Bridges Fund Management (Bridges) has made a majority investment in Evora Global, a UK-based consultancy that advises clients on the sustainability and climate risk of their real estate portfolios. 

The investment was made through the Bridges Sustainable Growth Funds and is supplemented by further investments by financial data provider MSCI and tech investor Fairview Equity Partners. 

Emma Thorne, a partner at UK-based impact investor Bridges, said the investment reflected the significant contribution of real estate to global carbon emissions. 

“Evora’s tools and services can play an important role in reducing emissions and building a more sustainable economy. We think there’s a significant commercial and impact opportunity here,” she said. 

Evora provides consultancy on sustainability and climate risk of property portfolios. Central to its business is its own software, SIERA, which enables clients to acquire and track ESG data, optimise building efficiency, draw up accurate performance reports and make investment decisions based on ESG criteria.

The company says around 8,000 buildings around the world currently use SIERA. Clients include property investors and managers, Invesco Real Estate, Hines and M&G among others. 

Emissions from buildings

René Veerman, head of real assets at MSCI, said combining Evora’s tools for climate data management and advisory services with MSCI’s climate risk models and indexes would strengthen the global investment process for real estate investment. 

In 2021, the operation of buildings accounted for 30% of global final energy consumption and 27% of total energy sector carbon emissions, according to the International Energy Agency.
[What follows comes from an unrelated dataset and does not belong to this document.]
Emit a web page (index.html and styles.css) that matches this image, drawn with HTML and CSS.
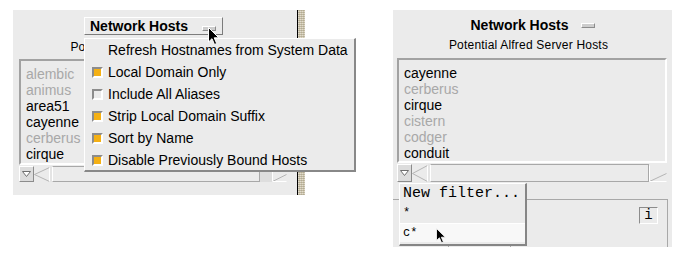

Direct emissions from buildings accounted for 8% of total emissions, while 19% came from indirect emissions from the production of electricity and heat. Both energy consumption in, and emissions from buildings are now above 2019 levels, following a fall in 2020, due to the impact of the Covid crisis.  

Against this backdrop, and with regulations on emissions and their reporting tightening, especially in Europe, services provided by firms such as Evora are increasingly in demand. 

The fresh investment will improve the company’s capacity to support its clients and improve its technology and services, according to Chris Bennett, Evora’s managing director. 

“When we founded this business over a decade ago, people didn’t want to talk about climate risk or sustainability. It was a real battle to even get a meeting. Now, we are experiencing huge demand for our services globally as the world has woken up to the risks of climate change,” he said.